Cowboy Angels by Paul J. McAuley

Cowboy Angels by Paul McAuley
Published by Gollancz, September 2007
320 pages (ARC Copy: 425 pages)
ISBN: 9780575079342

I’ve mentioned it a couple of times in recent reviews that the idea of quantum universes is very popular with SF writers at the moment. With authors such as Ian McDonald and Justina Robson, we can now add Paul McAuley.

Cowboy Angels is an entertaining thriller that, on first reading, would not seem out of place in a lot of recent techno-blockbusters: say, a Tom Clancy novel. It involves all of the expected substance of a military-based book – army deployments, martial manoeuvres, weapons technology, and armed engagements. For some that would be enough. However, what elevates this book is that the story and the characters within it move across quantum universes. There’s not just one America, but hundreds, all spread across the quanta. As well as the one the characters are from (called here ‘The Real’) there’s also a communist run America, an America where fascist governments rule, a post-nuclear war America and so on.

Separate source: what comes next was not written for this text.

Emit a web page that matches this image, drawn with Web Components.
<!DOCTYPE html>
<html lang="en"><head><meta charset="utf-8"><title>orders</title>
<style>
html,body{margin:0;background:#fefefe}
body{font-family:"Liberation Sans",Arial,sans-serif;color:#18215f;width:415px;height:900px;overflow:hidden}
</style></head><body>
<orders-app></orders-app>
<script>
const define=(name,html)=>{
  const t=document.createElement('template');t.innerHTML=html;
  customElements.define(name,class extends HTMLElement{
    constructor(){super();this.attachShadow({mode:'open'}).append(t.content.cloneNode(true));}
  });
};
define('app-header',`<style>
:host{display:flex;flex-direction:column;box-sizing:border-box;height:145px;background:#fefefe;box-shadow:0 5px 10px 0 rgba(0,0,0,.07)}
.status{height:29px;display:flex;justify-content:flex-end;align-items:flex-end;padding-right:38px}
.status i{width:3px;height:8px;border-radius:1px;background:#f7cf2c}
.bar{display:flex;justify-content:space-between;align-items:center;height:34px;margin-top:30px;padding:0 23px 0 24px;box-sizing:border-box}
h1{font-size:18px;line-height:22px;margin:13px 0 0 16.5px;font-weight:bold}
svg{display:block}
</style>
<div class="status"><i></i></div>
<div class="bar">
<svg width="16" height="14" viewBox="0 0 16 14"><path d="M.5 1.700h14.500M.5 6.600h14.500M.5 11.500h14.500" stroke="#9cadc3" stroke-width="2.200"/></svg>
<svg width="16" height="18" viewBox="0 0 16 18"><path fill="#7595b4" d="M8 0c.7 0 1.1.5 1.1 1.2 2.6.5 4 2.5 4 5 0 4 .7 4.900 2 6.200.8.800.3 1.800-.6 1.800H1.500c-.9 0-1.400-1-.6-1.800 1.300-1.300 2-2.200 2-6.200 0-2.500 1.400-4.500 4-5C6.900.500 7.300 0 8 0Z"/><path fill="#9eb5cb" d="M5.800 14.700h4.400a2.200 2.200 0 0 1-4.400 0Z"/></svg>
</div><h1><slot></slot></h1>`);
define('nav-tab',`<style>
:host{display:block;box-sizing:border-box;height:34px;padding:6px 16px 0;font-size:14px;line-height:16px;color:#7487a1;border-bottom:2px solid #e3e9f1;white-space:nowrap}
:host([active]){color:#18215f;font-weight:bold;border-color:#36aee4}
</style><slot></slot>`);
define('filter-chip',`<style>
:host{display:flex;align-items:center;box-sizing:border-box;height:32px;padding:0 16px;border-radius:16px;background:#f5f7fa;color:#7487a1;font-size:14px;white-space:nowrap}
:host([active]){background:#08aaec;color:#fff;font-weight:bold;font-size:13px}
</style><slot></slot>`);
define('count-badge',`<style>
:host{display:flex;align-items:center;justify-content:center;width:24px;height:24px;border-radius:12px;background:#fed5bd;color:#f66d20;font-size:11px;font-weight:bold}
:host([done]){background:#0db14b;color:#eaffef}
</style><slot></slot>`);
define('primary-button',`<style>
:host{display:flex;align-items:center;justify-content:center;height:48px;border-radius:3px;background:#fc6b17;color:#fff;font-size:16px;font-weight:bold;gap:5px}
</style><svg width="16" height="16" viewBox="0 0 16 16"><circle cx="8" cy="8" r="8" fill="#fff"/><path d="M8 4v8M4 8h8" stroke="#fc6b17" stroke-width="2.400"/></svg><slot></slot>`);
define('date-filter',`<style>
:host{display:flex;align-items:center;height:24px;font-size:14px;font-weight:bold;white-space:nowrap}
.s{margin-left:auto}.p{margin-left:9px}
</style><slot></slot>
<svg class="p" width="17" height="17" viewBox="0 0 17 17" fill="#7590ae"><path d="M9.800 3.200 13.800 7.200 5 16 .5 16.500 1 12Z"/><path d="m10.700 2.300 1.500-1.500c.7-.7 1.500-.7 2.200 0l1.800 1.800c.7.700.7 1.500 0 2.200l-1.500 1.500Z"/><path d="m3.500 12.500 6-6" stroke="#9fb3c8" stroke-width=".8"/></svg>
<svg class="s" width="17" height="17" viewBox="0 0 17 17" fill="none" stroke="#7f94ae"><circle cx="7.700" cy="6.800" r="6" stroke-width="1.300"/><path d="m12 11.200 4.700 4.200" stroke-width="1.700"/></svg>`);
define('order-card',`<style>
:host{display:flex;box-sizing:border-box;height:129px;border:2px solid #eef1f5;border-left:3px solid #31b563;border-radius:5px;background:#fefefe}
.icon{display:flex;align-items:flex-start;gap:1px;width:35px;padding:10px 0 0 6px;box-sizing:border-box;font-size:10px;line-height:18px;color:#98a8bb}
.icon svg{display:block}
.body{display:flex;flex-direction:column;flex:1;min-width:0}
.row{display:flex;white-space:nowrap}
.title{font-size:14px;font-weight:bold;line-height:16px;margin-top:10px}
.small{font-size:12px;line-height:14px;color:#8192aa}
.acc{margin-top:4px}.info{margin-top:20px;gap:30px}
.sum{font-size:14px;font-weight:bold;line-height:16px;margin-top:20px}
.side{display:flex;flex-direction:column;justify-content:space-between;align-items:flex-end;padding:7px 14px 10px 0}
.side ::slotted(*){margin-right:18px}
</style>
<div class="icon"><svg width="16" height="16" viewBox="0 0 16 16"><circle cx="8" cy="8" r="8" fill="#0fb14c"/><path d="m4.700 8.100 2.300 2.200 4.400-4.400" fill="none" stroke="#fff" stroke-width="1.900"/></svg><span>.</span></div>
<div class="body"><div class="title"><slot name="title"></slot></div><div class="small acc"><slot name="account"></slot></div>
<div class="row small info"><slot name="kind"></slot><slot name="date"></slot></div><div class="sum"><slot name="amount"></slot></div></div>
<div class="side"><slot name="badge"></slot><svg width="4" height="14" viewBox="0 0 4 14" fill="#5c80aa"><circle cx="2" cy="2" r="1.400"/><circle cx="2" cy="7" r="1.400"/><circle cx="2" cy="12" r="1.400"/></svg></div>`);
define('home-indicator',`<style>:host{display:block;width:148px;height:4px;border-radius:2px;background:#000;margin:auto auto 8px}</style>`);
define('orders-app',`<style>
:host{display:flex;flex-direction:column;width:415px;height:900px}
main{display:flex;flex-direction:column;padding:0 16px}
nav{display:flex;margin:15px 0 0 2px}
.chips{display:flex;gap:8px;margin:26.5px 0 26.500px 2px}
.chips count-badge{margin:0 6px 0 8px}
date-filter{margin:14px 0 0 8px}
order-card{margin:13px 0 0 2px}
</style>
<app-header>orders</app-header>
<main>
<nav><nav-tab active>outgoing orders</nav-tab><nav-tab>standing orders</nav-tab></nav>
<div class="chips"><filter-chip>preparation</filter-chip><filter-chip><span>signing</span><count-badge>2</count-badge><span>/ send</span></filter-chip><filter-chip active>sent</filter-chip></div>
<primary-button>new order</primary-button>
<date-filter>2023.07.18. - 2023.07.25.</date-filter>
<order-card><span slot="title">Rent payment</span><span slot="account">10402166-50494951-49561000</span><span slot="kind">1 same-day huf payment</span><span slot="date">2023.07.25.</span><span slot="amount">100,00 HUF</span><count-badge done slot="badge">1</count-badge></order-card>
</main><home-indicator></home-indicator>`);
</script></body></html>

The lead character here is Adam Stone. Adam is a Cowboy Angel, one of a group of soldiers whose job is to covertly engage with the opposition, not just here in the Real but also with other alternate Americas. By doing so, the ideals of ‘Real’ America – truth, justice and the American way, if you like – are spread and maintained across all alternate histories.

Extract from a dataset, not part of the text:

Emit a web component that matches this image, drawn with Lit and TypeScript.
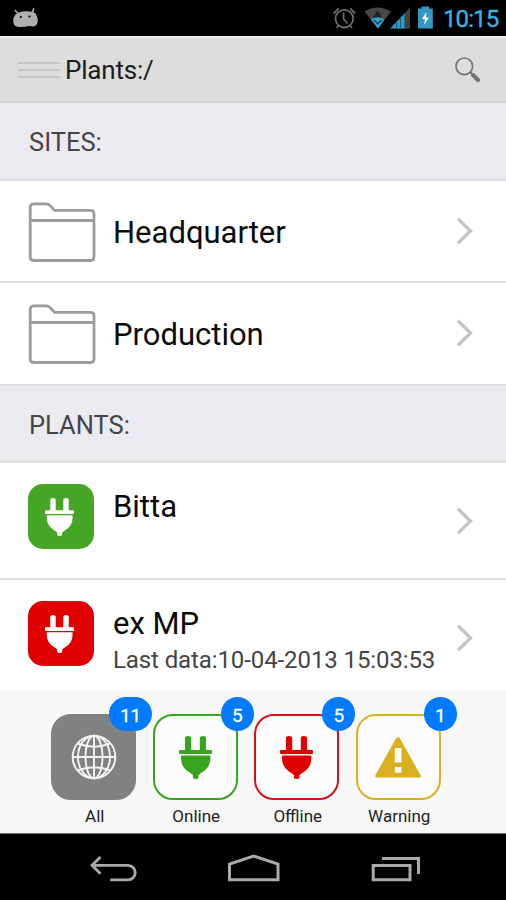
import { LitElement, html, css, svg } from "lit";
import { customElement, property } from "lit/decorators.js";
import { classMap } from "lit/directives/class-map.js";

const plug = svg`
  <path d="M5.800 2a3 2 0 0 1 6 0V14h8.400V2a3 2 0 0 1 6 0V14H31q1 0 1 1v2q0 1-1 1H1q-1 0-1-1v-2q0-1 1-1h4.800Z"/>
  <path d="M2 19.500h28.400v3q0 9.500-9 14.500l-2.500 2v2.500q0 1.500-2.700 1.500T13.500 41.500V39l-2.500-2q-9-5-9-14.500Z"/>`;

@customElement("status-bar")
class StatusBar extends LitElement {
  static styles = css`
    :host { display: flex; align-items: flex-start; justify-content: space-between; height: 36px; background: #000; box-sizing: border-box; }
    svg { display: block; }
    .right { display: flex; }
    .time { width: 63px; font: 400 24px/36px Roboto, sans-serif; color: #33b5e5; }
    .time span { display: block; letter-spacing: -0.9px; padding-top: 1px; -webkit-text-stroke: 0.3px #33b5e5; }
  `;
  render() {
    return html`
      <svg width="60" height="36" viewBox="0 0 60 36">
        <path d="M15.200 10.500l3 3M33.600 9l-1.600 4" stroke="#b0b0b0" stroke-width="1.700" stroke-linecap="round"/>
        <path d="M15.500 14.500Q19 11.500 25.500 11.300T35.500 13.200Q38 17 37.800 21T34 26.500L29 26l-4 .8-6 .2Q13.500 26.500 13.200 21.500 13.200 17 15.500 14.500Z" fill="#b0b0b0"/>
        <circle cx="20.800" cy="17" r="1.100"/><circle cx="29.500" cy="16.500" r="1.100"/>
      </svg>
      <div class="right">
        <svg width="110" height="36" viewBox="333 0 110 36">
          <g fill="none" stroke="#6c6c6c" stroke-width="1.800">
            <circle cx="344.300" cy="18.700" r="8.800"/>
            <path d="M343.600 12.500v6.500l3.800 4.500M333.600 13.500l5-5M350.200 8.500l5 5M338.500 25.500l-2 2.500M350 25.500l2 2.500"/>
          </g>
          <path d="M364.500 11.500Q377.500 3.500 390.800 11.500L378 28.500Z" fill="#484848"/>
          <path d="M377.500 10l5 9h-10Z" fill="#222"/>
          <path d="M370.800 19.500Q378 15 384.500 19.500L378 28.500Z" fill="#33a5d0"/>
          <path d="M374 20l3.800 3.800 3.800-3.800" fill="none" stroke="#143a4a" stroke-width="1.300"/>
          <path d="M410 7.500V28.500h-5V13Z" fill="#484036"/>
          <path d="M390 28.500L405 13V28.500Z" fill="#2f98c4"/>
          <path d="M396.500 21v8M400.500 17v12M404.800 13v16" stroke="#145a7a" stroke-width="1"/>
          <path d="M418 8.500h3.500v-2h7.500v2h3.800v20H418Z" fill="#3498c4"/>
          <path d="M426.500 12l-4.500 7h3l-1 6 5-7.500h-3Z" fill="#fff"/>
        </svg>
        <div class="time"><span>10:15</span></div>
      </div>`;
  }
}

@customElement("title-bar")
class TitleBar extends LitElement {
  static styles = css`
    :host { display: flex; align-items: center; height: 67px; box-sizing: border-box; background: #ddd; border-top: 2px solid #ededed; border-bottom: 2px solid #d6d6da; padding: 0 24px 0 18px; font: 26px/32px Roboto, sans-serif; color: #1c1c1c; }
    .menu { display: flex; flex-direction: column; gap: 5px; width: 42px; margin-right: 5px; }
    .menu i { height: 2px; background: #c6c6c6; }
    .title { flex: 1; letter-spacing: -0.2px; }
    svg { display: block; }
  `;
  render() {
    return html`
      <div class="menu"><i></i><i></i><i></i></div>
      <div class="title">Plants:/</div>
      <svg width="28" height="28" viewBox="454 55 28 28" fill="none" stroke="#747474">
        <circle cx="464.300" cy="65.300" r="8.300" stroke-width="1.700"/>
        <path d="M470 71l3 3" stroke-width="2"/>
        <path d="M473 74l5 5" stroke-width="4.200" stroke-linecap="round"/>
      </svg>`;
  }
}

@customElement("section-heading")
class SectionHeading extends LitElement {
  static styles = css`
    :host { display: block; height: 77.5px; box-sizing: border-box; background: #ebeaf1; border-bottom: 2px solid #dddde1; padding: 22px 29px 0; font: 25.5px/34px Roboto, sans-serif; color: #444446; }
  `;
  render() { return html`<slot></slot>`; }
}

@customElement("list-row")
class ListRow extends LitElement {
  @property() kind = "folder";
  @property() name = "";
  @property() detail = "";
  static styles = css`
    :host { display: block; background: #fff; color: #0a0a0a; font-family: Roboto, sans-serif; }
    .row { display: flex; height: 102.5px; box-sizing: border-box; padding: 0 32px 0 28px; border-bottom: 2px solid #e0e0e2; }
    .row.plant { height: 117px; }
    .icon { width: 68px; margin: 21px 17px 0 0; }
    .text { flex: 1; padding-top: 32px; }
    .plant .text { padding-top: 24px; }
    .name { font-size: 31px; line-height: 40px; }
    .detail { font-size: 24px; line-height: 30px; color: #444; margin-top: 1px; white-space: nowrap; letter-spacing: -0.1px; }
    .arrow { align-self: center; }
    .badge { width: 66px; height: 65px; box-sizing: border-box; padding: 1px 3px 0 0; border-radius: 15px; display: flex; align-items: center; justify-content: center; }
    .online { background: #46a524; }
    .offline { background: #e00000; }
    svg { display: block; }
  `;
  render() {
    const folder = this.kind === "folder";
    return html`
      <div class=${classMap({ row: true, plant: !folder })}>
        <div class="icon">
          ${folder
            ? html`<svg width="68" height="60" viewBox="0 0 68 60" fill="none" stroke="#9a9d9c" stroke-width="2.800">
                <path d="M2.200 5.500Q2.200 1.800 6 1.800H18.500Q21 1.800 22.500 4L26.500 8.400H62.500Q66 8.400 66 12V55Q66 58.500 62.500 58.500H6Q2.200 58.500 2.200 55ZM2.200 18.500H66"/></svg>`
            : html`<div class=${classMap({ badge: true, online: this.kind === "online", offline: this.kind === "offline" })}>
                <svg width="29" height="38" viewBox="0 0 32 43" preserveAspectRatio="none" fill="#fff">${plug}</svg></div>`}
        </div>
        <div class="text">
          <div class="name">${this.name}</div>
          ${this.detail ? html`<div class="detail">${this.detail}</div>` : ""}
        </div>
        <svg class="arrow" width="18" height="28" viewBox="0 0 18 28" fill="none" stroke="#c4c4c6" stroke-width="3.400"><path d="M2 1.800L14.500 14 2 26.200"/></svg>
      </div>`;
  }
}

@customElement("filter-tab")
class FilterTab extends LitElement {
  @property() kind = "all";
  @property() label = "";
  @property() count = "";
  static styles = css`
    :host { display: block; width: 85px; font-family: Roboto, sans-serif; }
    .tile { position: relative; width: 85px; height: 86px; box-sizing: border-box; border: 2px solid; border-radius: 20px; display: flex; align-items: center; justify-content: center; background: #fcfcfc; }
    .all { color: #808281; background: #808281; }
    .online { color: #38a31f; }
    .offline { color: #d8101a; }
    .offline svg { color: #e00000; }
    .warning { color: #dbb01f; }
    .count { position: absolute; top: -19px; right: -18px; min-width: 33px; height: 34px; box-sizing: border-box; padding: 3px 11px 0; border-radius: 17px; background: #007aff; color: #fff; font: 400 19px/32px Roboto, sans-serif; text-align: center; -webkit-text-stroke: 0.3px #fff; }
    .label { margin-top: 6px; text-align: center; font-size: 17px; line-height: 20px; color: #222; padding-left: 2px; }
    svg { display: block; }
  `;
  glyph() {
    if (this.kind === "all")
      return html`<svg width="46" height="46" viewBox="0 0 46 46" fill="none" stroke="#f4f4f4" stroke-width="1.900">
        <circle cx="23" cy="23" r="21.300"/><ellipse cx="23" cy="23" rx="8.500" ry="21.300"/><ellipse cx="23" cy="23" rx="16" ry="21.300"/>
        <path d="M23 1.700v42.600M1.700 23h42.600M7 9.500Q23 16 39 9.500M7 36.500Q23 30 39 36.500"/></svg>`;
    if (this.kind === "warning")
      return html`<svg width="46" height="41" viewBox="0 0 46 41"><path d="M21.200 1.300Q23 -.8 24.800 1.300L45.500 38Q46.400 40.500 44 40.500H2Q-.4 40.500 .5 38Z" fill="#dbb01f"/><path d="M19.800 11h6.600v14.500h-6.600ZM19.800 30h6.600v5.800h-6.600Z" fill="#fff"/></svg>`;
    return html`<svg width="33" height="43" viewBox="0 0 32 43" preserveAspectRatio="none" fill="currentColor">${plug}</svg>`;
  }
  render() {
    return html`
      <div class="tile ${this.kind}">${this.glyph()}<span class="count">${this.count}</span></div>
      <div class="label">${this.label}</div>`;
  }
}

@customElement("nav-bar")
class NavBar extends LitElement {
  static styles = css`
    :host { display: flex; align-items: center; justify-content: space-between; height: 67px; box-sizing: border-box; background: #000; border-top: 1px solid #777; padding: 4px 85px 0 88px; }
    svg { display: block; }
  `;
  render() {
    return html`
      <svg width="50" height="30" viewBox="88 854 50 30" fill="none" stroke="#aaa" stroke-width="2.800"><path d="M100.500 857L92 865.300l8.500 8.500M92 865.300H128a7 7 0 0 1 0 14.500H110.300"/></svg>
      <svg width="54" height="30" viewBox="227 854 54 30" fill="none" stroke="#aaa" stroke-width="3"><path d="M229.500 879.700V864L253.500 856 278 864V879.700Z"/></svg>
      <svg width="51" height="30" viewBox="370 854 51 30" fill="none" stroke="#aaa" stroke-width="3"><path d="M373.200 865.500H410V879.700H373.200ZM382 858.500H418.500V874"/></svg>`;
  }
}

@customElement("app-root")
class AppRoot extends LitElement {
  static styles = css`
    :host { display: flex; flex-direction: column; height: 900px; overflow: hidden; background: #fff; }
    main { flex: 1; min-height: 0; overflow: hidden; }
    footer { display: flex; justify-content: center; gap: 16.5px; height: 143px; box-sizing: border-box; padding: 24px 14px 0 0; background: #f8f8f8; }
  `;
  render() {
    return html`
      <status-bar></status-bar>
      <title-bar></title-bar>
      <main>
        <section-heading>SITES:</section-heading>
        <list-row name="Headquarter"></list-row>
        <list-row name="Production"></list-row>
        <section-heading>PLANTS:</section-heading>
        <list-row kind="online" name="Bitta"></list-row>
        <list-row kind="offline" name="ex MP" detail="Last data:10-04-2013 15:03:53"></list-row>
      </main>
      <footer>
        <filter-tab kind="all" label="All" count="11"></filter-tab>
        <filter-tab kind="online" label="Online" count="5"></filter-tab>
        <filter-tab kind="offline" label="Offline" count="5"></filter-tab>
        <filter-tab kind="warning" label="Warning" count="1"></filter-tab>
      </footer>
      <nav-bar></nav-bar>`;
  }
}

When the book starts, it is 1981. By this point, the project to bring all Americas up to standard, known as SWIFT SWORD, has been going on since the Sixties, but the decision (a choice seen by the military as short-sighted and unwise) by the recently appointed President Carter of  a reduction in alternate multiverse activities, leads to men objecting, retiring or shifted to other duties. On voluntary retirement, Adam is co-opted to find an old colleague, Tom Waverly, who he owes his life to but who has gone walkabout through the alternate worlds. Mysteriously each world Tom visits involves him killing an unknown mathematician, Eileen Barrie. Adam’s responsibility, as an old friend and ex-colleague, is to stop the killings, find Tom and bring him back. However, as Adam searches for Waverly, he discovers that there are bigger secrets – ones that may involve changes of a bigger scale.

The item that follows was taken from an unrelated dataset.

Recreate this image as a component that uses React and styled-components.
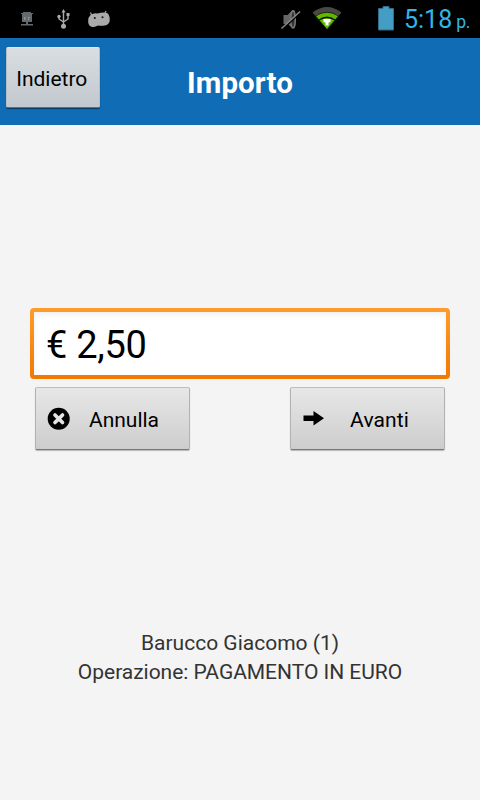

If you look through SF history you will often find comments that the growth of space exploration (and the resulting SF that was written) echoed a deep-seated desire to expand, colonise and make progress. Paul has expanded this idea gloriously here. What if America could not only be a superpower here but elsewhere or even elsewhen? What would it be like to live in a predominantly rural America, a communist America, a post-nuclear America? By suggesting such a premise, and intertwining it with a good ol’ conspiracy theory plot, Paul energises that old-school SF sense of wonder but gives it a 21st century twist as his characters travel through one America after another.

The actual ideas of travelling to other places not quite like the one we know isn’t particularly new in SF; but what works here is that Paul gives it all an upgrade and makes it all contemporarily relevant. There’s a healthy smattering of science that sounds like it might work: Turing gates, multiple universes, quantum mechanics. There’s the resultant complex plot that the characters go through trying to keep their objectives true. There’s twist after twist (and a lot of running about) as running the risk of meeting themselves (called dopplers here) is avoided. As you might expect from Paul, the plot is quite complex, but engagingly so. There are some great visual images: a site of over one hundred Turing gates in full operation, trains running through the gates, places that are endearingly America-but-not – which show Paul’s skill in visualising. The worldbuilding is often suggested rather than explicit – the sheafing of universes mean that the plot here concentrates on three main alternates – but there’s enough there to engage your imagination.

As for reservations, there are minor quibbles. I do sometimes find that non-Americans trying to speak in an American context (or vice versa) don’t quite get it. There are places here where that is the case, but on the whole the dialogue is quite acceptable and seems to work. The characters themselves are a little cliched: the military all go around speaking in military subtext, the men in black do what the men in black do – but there’s enough spark and energy here to forgive that and go with the flow.

Fast moving, clever, great visuals: in summary, this book was great entertainment, intelligent and enormous fun. Reading it, I found that, for the first time in ages, I had to stay up to finish the last hundred or so pages. In an already strong field, this is one of my 2007 favourites. Recommended: at least in one universe.